February 11, 2004
"Please, sir, there are Black Terns down by the river."

I recently acquired a copy of A Devil's Chaplain, which is a collection of essays by the geneticist, and scientific polemicist and populariser, Richard Dawkins. I particularly liked the one called The Joy of Living Dangerously, which is about F. W. Sanderson, who was the Headmaster of Oundle at the beginning of the last century.

Two bits I especially liked:

Sanderson’s hatred of any locked door which might stand between a boy and some worthwhile enthusiasm symbolised his whole attitude to education. Another anecdote. A certain boy was so keen on a project he was working on that he used to steal out of the dormitory at 2 am to read in the (unlocked, of course) library. The Headmaster caught him there, and roared his terrible wrath for this breach of discipline (he had a famous temper and one of his maxims was "Never punish except in anger").

Dawkins now quotes from an old boy of the Sanderson vintage:

The thunderstorm passed. "And what are you reading, my boy, at this hour?" I told him of the work that had taken possession of me, work for which the day time was all too full. Yes, yes, he understood that. He looked over the notes I had been taking and they set his mind going. He sat down beside me to read them. They dealt with the development of metallurgical processes, and he began to talk to me of discovery and the values of discovery, the incessant reaching out of men towards knowledge and power, the significance of this desire to know and make and what we in the school were doing in that process.

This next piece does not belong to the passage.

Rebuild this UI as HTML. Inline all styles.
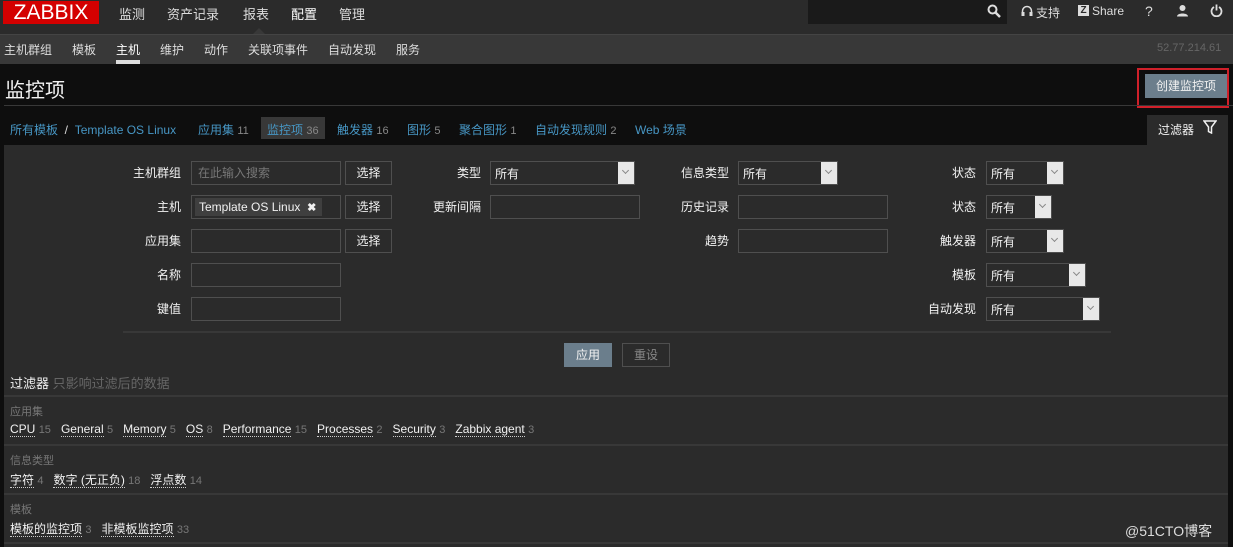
<!DOCTYPE html>
<html><head><meta charset="utf-8"><style>
*{box-sizing:border-box;margin:0;padding:0}
body{width:1233px;height:547px;overflow:hidden;background:#0e0e0e;font-family:"Liberation Sans","Noto Sans CJK SC",sans-serif;font-size:12px;color:#f2f2f2;position:relative}
.a{position:absolute;white-space:nowrap}
.top{left:0;top:0;width:1233px;height:34px;background:#2b2b2b}
.sub{left:0;top:34px;width:1233px;height:30px;background:#383838;border-top:1px solid #444}
.inp{position:absolute;height:24px;background:#2b2b2b;border:1px solid #4f4f4f;}
.btn{position:absolute;height:24px;border:1px solid #4f4f4f;background:#2b2b2b;color:#f2f2f2;text-align:center;line-height:22px;font-size:12px}
.sel{position:absolute;height:24px;background:#2b2b2b;border:1px solid #4f4f4f;color:#f2f2f2;padding-left:4px;line-height:24px}
.sel i{position:absolute;right:0;top:0;width:16px;height:22px;background:#e8e8e8;}
.sel i:after{content:"";position:absolute;left:5px;top:6px;width:4px;height:4px;border-right:1px solid #888;border-bottom:1px solid #888;transform:rotate(45deg)}
.lbl{position:absolute;text-align:right;width:120px;color:#f2f2f2;line-height:24px}
.tab{color:#4796c4;font-size:12px}
.tab b{font-weight:normal;color:#888;font-size:11px}
.u{border-bottom:1px dotted #ccc;color:#f2f2f2}
.n{color:#777;font-size:11px;margin-right:10px}
.hr{position:absolute;left:4px;width:1224px;height:2px;background:#383838}
</style></head><body>
<div class="a top"></div>
<div class="a" style="left:3px;top:1px;width:96px;height:23px;background:#d40000;color:#fff;font-size:21px;line-height:23px;text-align:center">ZABBIX</div>
<div class="a" style="left:119px;top:4px;font-size:13px;color:#ddd">监测</div>
<div class="a" style="left:167px;top:4px;font-size:13px;color:#ddd">资产记录</div>
<div class="a" style="left:243px;top:4px;font-size:13px;color:#ddd">报表</div>
<div class="a" style="left:291px;top:4px;font-size:13px;color:#fff">配置</div>
<div class="a" style="left:339px;top:4px;font-size:13px;color:#ddd">管理</div>
<div class="a" style="left:252px;top:28px;width:0;height:0;border-left:7px solid transparent;border-right:7px solid transparent;border-bottom:7px solid #383838"></div>
<div class="a" style="left:808px;top:0;width:199px;height:24px;background:#1a1a1a"></div>
<svg class="a" style="left:987px;top:4px" width="14" height="14" viewBox="0 0 14 14"><circle cx="5.5" cy="5.5" r="4" stroke="#ddd" stroke-width="2" fill="none"/><path d="M8.5 8.5L13 13" stroke="#ddd" stroke-width="2.5"/></svg>
<svg class="a" style="left:1021px;top:5px" width="12" height="13" viewBox="0 0 12 13"><path d="M1.5 8V6a4.5 4.5 0 0 1 9 0v2" stroke="#ddd" stroke-width="1.5" fill="none"/><rect x="0.5" y="7" width="3" height="4" fill="#ddd"/><rect x="8.5" y="7" width="3" height="4" fill="#ddd"/></svg>
<div class="a" style="left:1036px;top:4px;color:#ddd">支持</div>
<div class="a" style="left:1078px;top:5px;width:11px;height:11px;background:#ddd;color:#2b2b2b;font-size:10px;font-weight:bold;line-height:11px;text-align:center">Z</div>
<div class="a" style="left:1092px;top:4px;color:#ddd">Share</div>
<div class="a" style="left:1145px;top:3px;color:#ddd;font-size:14px">?</div>
<svg class="a" style="left:1176px;top:4px" width="13" height="13" viewBox="0 0 13 13"><circle cx="6.5" cy="4" r="3" fill="#ddd"/><path d="M1 12.5c0-4 11-4 11 0z" fill="#ddd"/></svg>
<svg class="a" style="left:1210px;top:4px" width="13" height="13" viewBox="0 0 13 13"><path d="M4 3a5 5 0 1 0 5 0" stroke="#ddd" stroke-width="1.8" fill="none"/><path d="M6.5 0.5v6" stroke="#ddd" stroke-width="1.8"/></svg>

<div class="a sub"></div>
<div class="a" style="left:4px;top:41px;color:#ddd">主机群组</div>
<div class="a" style="left:72px;top:41px;color:#ddd">模板</div>
<div class="a" style="left:116px;top:41px;color:#fff">主机</div>
<div class="a" style="left:116px;top:60px;width:24px;height:4px;background:#ddd"></div>
<div class="a" style="left:160px;top:41px;color:#ddd">维护</div>
<div class="a" style="left:204px;top:41px;color:#ddd">动作</div>
<div class="a" style="left:248px;top:41px;color:#ddd">关联项事件</div>
<div class="a" style="left:328px;top:41px;color:#ddd">自动发现</div>
<div class="a" style="left:396px;top:41px;color:#ddd">服务</div>
<div class="a" style="left:1157px;top:42px;color:#666;font-size:11px">52.77.214.61</div>

<div class="a" style="left:5px;top:74px;font-size:20px;color:#f2f2f2">监控项</div>
<div class="a" style="left:1137px;top:68px;width:92px;height:40px;border:2px solid #d0202a"></div>
<div class="a" style="left:1145px;top:74px;width:82px;height:24px;background:#6b7e8c;color:#f2f2f2;text-align:center;line-height:24px">创建监控项</div>
<div class="a" style="left:4px;top:105px;width:1229px;height:1px;background:#383838"></div>

<div class="a tab" style="left:10px;top:121px">所有模板 <span style="color:#ddd">&nbsp;/&nbsp;</span> Template OS Linux</div>
<div class="a tab" style="left:198px;top:121px">应用集 <b>11</b></div>
<div class="a" style="left:261px;top:117px;width:64px;height:22px;background:#383838"></div>
<div class="a tab" style="left:267px;top:121px">监控项 <b>36</b></div>
<div class="a tab" style="left:337px;top:121px">触发器 <b>16</b></div>
<div class="a tab" style="left:407px;top:121px">图形 <b>5</b></div>
<div class="a tab" style="left:459px;top:121px">聚合图形 <b>1</b></div>
<div class="a tab" style="left:535px;top:121px">自动发现规则 <b>2</b></div>
<div class="a tab" style="left:635px;top:121px">Web 场景</div>
<div class="a" style="left:1147px;top:115px;width:81px;height:30px;background:#2b2b2b"></div>
<div class="a" style="left:1158px;top:121px;color:#f2f2f2">过滤器</div>
<svg class="a" style="left:1203px;top:120px" width="14" height="14" viewBox="0 0 14 14"><path d="M1 1h12L8.5 7v6L5.5 11.5V7z" stroke="#f2f2f2" stroke-width="1.5" fill="none"/></svg>

<div class="a" style="left:4px;top:145px;width:1224px;height:402px;background:#2b2b2b"></div>

<div class="lbl" style="left:61px;top:161px">主机群组</div>
<div class="inp" style="left:191px;top:161px;width:150px;color:#777;padding-left:6px;line-height:22px">在此输入搜索</div>
<div class="btn" style="left:345px;top:161px;width:47px">选择</div>
<div class="lbl" style="left:61px;top:195px">主机</div>
<div class="inp" style="left:191px;top:195px;width:150px"><div style="position:absolute;left:3px;top:2px;height:18px;width:127px;background:#3f3f3f;padding-left:4px;line-height:18px">Template OS Linux &nbsp;<b style="font-size:11px">✖</b></div></div>
<div class="btn" style="left:345px;top:195px;width:47px">选择</div>
<div class="lbl" style="left:61px;top:229px">应用集</div>
<div class="inp" style="left:191px;top:229px;width:150px"></div>
<div class="btn" style="left:345px;top:229px;width:47px">选择</div>
<div class="lbl" style="left:61px;top:263px">名称</div>
<div class="inp" style="left:191px;top:263px;width:150px"></div>
<div class="lbl" style="left:61px;top:297px">键值</div>
<div class="inp" style="left:191px;top:297px;width:150px"></div>

<div class="lbl" style="left:361px;top:161px">类型</div>
<div class="sel" style="left:490px;top:161px;width:145px">所有<i></i></div>
<div class="lbl" style="left:361px;top:195px">更新间隔</div>
<div class="inp" style="left:490px;top:195px;width:150px"></div>

<div class="lbl" style="left:609px;top:161px">信息类型</div>
<div class="sel" style="left:738px;top:161px;width:100px">所有<i></i></div>
<div class="lbl" style="left:609px;top:195px">历史记录</div>
<div class="inp" style="left:738px;top:195px;width:150px"></div>
<div class="lbl" style="left:609px;top:229px">趋势</div>
<div class="inp" style="left:738px;top:229px;width:150px"></div>

<div class="lbl" style="left:856px;top:161px">状态</div>
<div class="sel" style="left:986px;top:161px;width:78px">所有<i></i></div>
<div class="lbl" style="left:856px;top:195px">状态</div>
<div class="sel" style="left:986px;top:195px;width:66px">所有<i></i></div>
<div class="lbl" style="left:856px;top:229px">触发器</div>
<div class="sel" style="left:986px;top:229px;width:78px">所有<i></i></div>
<div class="lbl" style="left:856px;top:263px">模板</div>
<div class="sel" style="left:986px;top:263px;width:100px">所有<i></i></div>
<div class="lbl" style="left:856px;top:297px">自动发现</div>
<div class="sel" style="left:986px;top:297px;width:114px">所有<i></i></div>

<div class="a" style="left:123px;top:331px;width:988px;height:2px;background:#383838"></div>
<div class="a" style="left:564px;top:343px;width:48px;height:24px;background:#6b7e8c;text-align:center;line-height:24px">应用</div>
<div class="btn" style="left:622px;top:343px;width:48px;color:#888">重设</div>

<div class="a" style="left:10px;top:373px;font-size:13px;color:#f2f2f2">过滤器 <span style="color:#666">只影响过滤后的数据</span></div>
<div class="hr" style="top:395px"></div>
<div class="a" style="left:10px;top:403px;font-size:11px;color:#777">应用集</div>
<div class="a" style="left:10px;top:422px"><span class="u">CPU</span> <span class="n">15</span><span class="u">General</span> <span class="n">5</span><span class="u">Memory</span> <span class="n">5</span><span class="u">OS</span> <span class="n">8</span><span class="u">Performance</span> <span class="n">15</span><span class="u">Processes</span> <span class="n">2</span><span class="u">Security</span> <span class="n">3</span><span class="u">Zabbix agent</span> <span class="n">3</span></div>
<div class="hr" style="top:444px"></div>
<div class="a" style="left:10px;top:452px;font-size:11px;color:#777">信息类型</div>
<div class="a" style="left:10px;top:471px"><span class="u">字符</span> <span class="n">4</span><span class="u">数字 (无正负)</span> <span class="n">18</span><span class="u">浮点数</span> <span class="n">14</span></div>
<div class="hr" style="top:493px"></div>
<div class="a" style="left:10px;top:501px;font-size:11px;color:#777">模板</div>
<div class="a" style="left:10px;top:520px"><span class="u">模板的监控项</span> <span class="n">3</span><span class="u">非模板监控项</span> <span class="n">33</span></div>
<div class="hr" style="top:542px"></div>
<div class="a" style="left:1125px;top:521px;font-size:14px;color:#ddd">@51CTO博客</div>
</body></html>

We talked, he talked for nearly an hour in that still nocturnal room. It was one of the greatest, most formative hours in my life ... "Go back to bed, my boy. We must find some time for you in the day for this."

And I also like this, about how a similar spirit prevailed at Oundle even after Sanderson had died:

His spirit lived on at Oundle. His immediate successor, Kenneth Fisher was chairing a staff meeting when there was a timid knock on the door and a small boy came in: "Please, sir, there are Black Terns down by the river." "This can wait," said Fisher decisively to the assembled committee. He rose from the Chair, seized his binoculars from the door and cycled off in the company of the small ornithologist, and – one can’t help imagining – with the benign, ruddy-faced ghost of Sanderson beaming in their wake. Now that's education – and to hell with your league table statistics, your fact-stuffed syllabuses and your childhood-destroying, endless roster of exams.

Which reminds me, I must do a posting here some time about Mr Gradgrind. Dawkins' whole essay is a loud quarrel with Gradgrind's shade.